Moonlight
2017
Barry Jenkins
L’heure de vérité a sonné. Si en France on en avait pas beaucoup parlé, avec seulement trois cent mille entrées avant le sacre, le reste du monde était lui aussi largement passé à côté avec moins de 30 M$ avant l’événement qui changea tout, le prix le plus prestigieux de tous : l’Oscar du meilleur film de l’année. La curiosité était alors d’autant plus grande puisqu’en plus d’un prix d’interprétation pour le meilleur second rôle masculin, le film était aussi reparti avec l’Oscar du meilleur scénario adapté, alors même qu’en face on retrouvait l’un des plus grands films de tous les temps, Premier Contact. Si gagner un quelconque prix face à ce dernier est une hérésie pure et dure et dénote d’une étroitesse d’esprit maladive de la part de l’académie, on tient malgré tout un lauréat surprenant.
Récit en trois actes, le film va s’intéresser à trois périodes charnières de la vie d’un afro-américain qui a grandi dans une zone difficile de Miami et fut élevé par une toxicomane (Naomie Harris). Dans la première, Chiron a une petite dizaine d’années et trouve en la personne de Juan (Mahershala Ali) un point d’attache à un monde qui semblait jusqu’alors le repousser. On suivra ensuite l’évolution de son combat pour l’acceptation à travers deux époques, à 16 ans (Ashton Sanders) puis au seuil de la trentaine (incarné par Trevante Rhodes).

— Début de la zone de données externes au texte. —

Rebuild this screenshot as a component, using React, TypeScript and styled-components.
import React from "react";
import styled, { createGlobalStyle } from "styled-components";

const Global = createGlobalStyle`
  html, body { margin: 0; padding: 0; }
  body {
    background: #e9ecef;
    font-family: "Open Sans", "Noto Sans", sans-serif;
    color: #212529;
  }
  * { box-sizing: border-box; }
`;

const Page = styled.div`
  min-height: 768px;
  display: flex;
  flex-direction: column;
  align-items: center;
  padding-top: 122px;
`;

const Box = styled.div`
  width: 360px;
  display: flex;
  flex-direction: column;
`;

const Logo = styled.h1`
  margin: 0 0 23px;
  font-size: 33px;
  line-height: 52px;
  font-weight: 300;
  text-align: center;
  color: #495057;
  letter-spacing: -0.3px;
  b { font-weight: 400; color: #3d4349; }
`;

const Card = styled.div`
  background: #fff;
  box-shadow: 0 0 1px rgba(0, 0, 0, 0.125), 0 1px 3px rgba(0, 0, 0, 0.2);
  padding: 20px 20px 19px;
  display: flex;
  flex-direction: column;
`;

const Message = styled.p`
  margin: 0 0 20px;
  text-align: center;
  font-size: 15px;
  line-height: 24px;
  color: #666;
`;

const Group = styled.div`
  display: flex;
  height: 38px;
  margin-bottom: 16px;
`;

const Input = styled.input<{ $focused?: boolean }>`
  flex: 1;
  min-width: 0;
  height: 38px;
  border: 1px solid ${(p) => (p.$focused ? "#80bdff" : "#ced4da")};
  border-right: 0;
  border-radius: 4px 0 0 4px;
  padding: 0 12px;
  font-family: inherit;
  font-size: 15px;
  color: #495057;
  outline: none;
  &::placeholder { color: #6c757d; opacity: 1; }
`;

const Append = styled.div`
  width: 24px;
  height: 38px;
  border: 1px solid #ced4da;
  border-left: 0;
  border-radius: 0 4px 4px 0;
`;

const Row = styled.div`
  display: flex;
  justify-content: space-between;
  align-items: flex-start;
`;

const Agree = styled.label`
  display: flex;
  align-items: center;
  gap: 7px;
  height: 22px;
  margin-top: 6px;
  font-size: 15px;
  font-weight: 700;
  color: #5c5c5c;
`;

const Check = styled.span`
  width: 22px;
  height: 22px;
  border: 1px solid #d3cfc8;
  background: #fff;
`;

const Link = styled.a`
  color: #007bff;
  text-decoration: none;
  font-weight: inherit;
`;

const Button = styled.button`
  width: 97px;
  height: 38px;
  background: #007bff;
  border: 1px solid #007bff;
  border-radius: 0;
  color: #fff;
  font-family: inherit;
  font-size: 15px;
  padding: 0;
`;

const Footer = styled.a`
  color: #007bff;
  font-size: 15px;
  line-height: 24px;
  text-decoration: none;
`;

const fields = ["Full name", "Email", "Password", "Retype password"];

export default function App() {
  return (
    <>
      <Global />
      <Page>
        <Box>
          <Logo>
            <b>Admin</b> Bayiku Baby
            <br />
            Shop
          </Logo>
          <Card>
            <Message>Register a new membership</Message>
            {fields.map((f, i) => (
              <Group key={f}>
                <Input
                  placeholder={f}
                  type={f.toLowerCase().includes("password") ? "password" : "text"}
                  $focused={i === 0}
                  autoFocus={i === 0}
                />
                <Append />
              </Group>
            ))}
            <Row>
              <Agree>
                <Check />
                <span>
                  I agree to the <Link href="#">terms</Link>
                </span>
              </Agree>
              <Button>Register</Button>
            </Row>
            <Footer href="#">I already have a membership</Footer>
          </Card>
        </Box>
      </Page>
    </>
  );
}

Ne faisons pas planer le suspens plus longtemps : le héros est gay, le genre de détail qui en rebute plus d’un et qui a conduit les spectateurs les moins tolérants à s’éloigner du film, pesant probablement sur la décision du jury l’ayant élu. Pourtant, si la narration en trois actes est très bien gérée (quasiment le même temps accordé à chacun) avec un casting formidable où le talent et la ressemblance physique se combinent, que la musique – nominée aux Oscars – est magnifique et que la réalisation est particulièrement soignée (couleurs éclatantes et focales grand-angle qui déforment l’arrière-plan), c’est parce que le héros est homosexuel que le film est si réussi. On a beau s’en douter, le voir est bien plus probant : être un noir tantouze dans un milieu craignos n’est pas une option envisageable. On constate toute l’hostilité qu’il peut en résulter, ressentant alors tout le désarrois que peut traverser Chiron, et voir les réactions de chacun et les solutions tentées est édifiant. Le talent des trois interprètes se partageant le rôle est admirable, créant un attachement malgré le rejet qu’on peut avoir face à sa nature, et on retiendra effectivement Juan, le charismatique mentor dont l’acteur qui y prête ses traits a reçu la consécration suprême. C’est brillant de justesse, on se sent impliqué et l’histoire nous prend aux tripes, alors ne laissons pas des à priori gâcher une belle leçon humaine et cinématographique.